Let’s have a Mental Health Moment (MHM).
I recently went back to therapy. This isn’t my first time going, but I’m not a person who is chronically in therapy. I’ve previously been been for very specific reasons, like postpartum depression or pre-marital counseling. This time is more of a general tune-up: I’ve been putting things off and now it’s time to deal with them. I also need to get a colonoscopy and have some moles removed, but one thing at a time.
I am by no means an expert, but here are some things I’m learning about therapy (not in therapy — because that’s none of your business).
Tips for finding the right therapist
It’s cliched but true to say that finding the right therapist is like dating. Someone once told me (a therapist, I think) that on average it takes meeting with 6 (six!) therapists before you find the right fit. The good news is that, like dating, it gets easier each time because you hone in on what you need and like in a partner.

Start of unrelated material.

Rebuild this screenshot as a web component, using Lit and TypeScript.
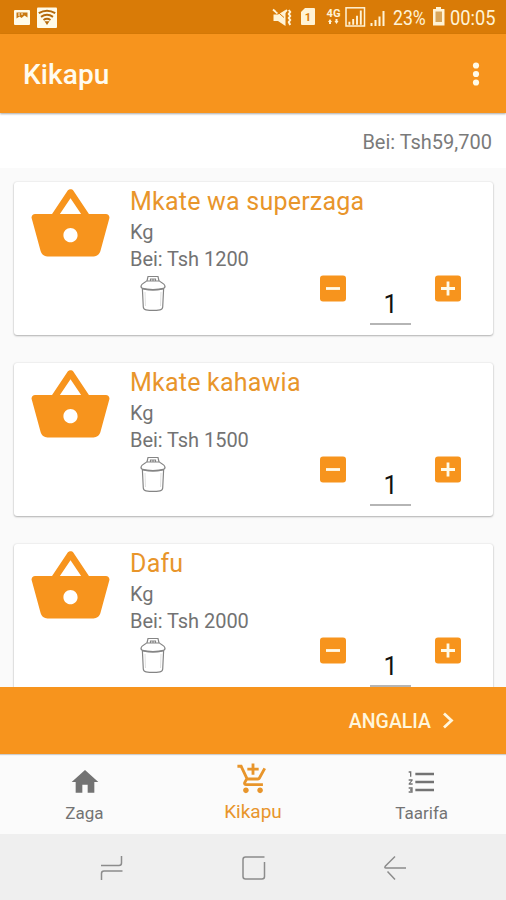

And that’s really what it comes down to: finding someone who can give you what you need, and not being bashful about that. Therapist speed dating is basically a lot of vibe-checking, which millennials are great at doing over the internet. It just takes some run-of-the-mill internet stalking: heavy inference of online bios, digging up obscure references in psychology journals, an incognito LinkedIn search — you know, the usual.
Disclaimer: riding purely on vibes to find a therapist worked for me because none of the issues I’m dealing with right now are extremely grave or require having another person in therapy with me.
How to clearly communicate with your therapist
I started therapy knowing I didn’t need to only talk through things — I do enough of that already. I am looking for mechanisms and tools to deal with a defined set of issues. I treat my appointments like I do a work meeting: preparing an objective and topics, because you simply cannot exorcise me of corporate America at this point. Of course, this only applies if you know what your expectations are, which sometimes you don’t, but that’s important to communicate, too.
Don’t try to get your therapist to like you (@ me)
As a lifelong people pleaser (working on it!), it is my goal to get every medical professional and AI chatbot I interact with to like me. This time, I had an honest talk with myself about how this woman is doing a job, and it really doesn’t matter if she likes me or not. It was a big step to unblur the lines between rapport and friendship, but I want to leave with an outcome, not a new friend or the self-satisfaction of making someone laugh or think “wow, she’s so self-aware and in touch” and also “she would look really good with a nose ring, I should tell her that.”
So remember: this is therapy, not brunch. Your therapist doesn’t need to like you and you also don’t need to ask her if she does!
What therapy really feels like (spoiler: not a normal conversation)
Few things are scarier than trauma-dumping, then sitting in silence while the other person scrambles for words. But therapy is not subject to typical conversational rules. It’s okay to just stop a story with “so yeah,” or ask “what do you make of that?” It’s also okay to ask them to repeat a concept (and to not apologize for that — see? I’m working on it). It’s okay if you want to keep talking about the same thing over and over again, or if you want to abandon a topic mid-session. You get to call the shots, and the best part is, therapists know what to do next because that’s their job.
You don’t have to tell your therapist everything, unless you want to
At times I feel like I have to give my therapist the entire context (“I was born on May 30, 1991, an unseasonably warm Thursday”) for her to get it. But most issues are really not that unique. Of course, they are personal and a big deal to us because they’re our lives, but at some level, our base emotions are fairly programmed and our reactions are somewhat predictable. Therapists hear the same things over and over again. Like all jobs, one develops a script when certain patterns arise. And honestly, a standard response is okay with me if that’s what I need to hear and that’s what works.
In conclusion
If you are thinking about going to therapy (for the first time or again), let me acknowledge that it’s not the easiest thing to do — from finding the therapist to going to the appointments, from sharing your inner thoughts for 50 minutes straight to excavating things deep within that are usually uncomfortable. But these lessons are an attempt at making it a little bit easier on myself: going with my gut, focusing on being self-serving, and trying to care less about the stuff that doesn’t matter.
So yeah, that’s what I make of it! I’d love to know your best therapy revelations (aside from “we should all be in it”).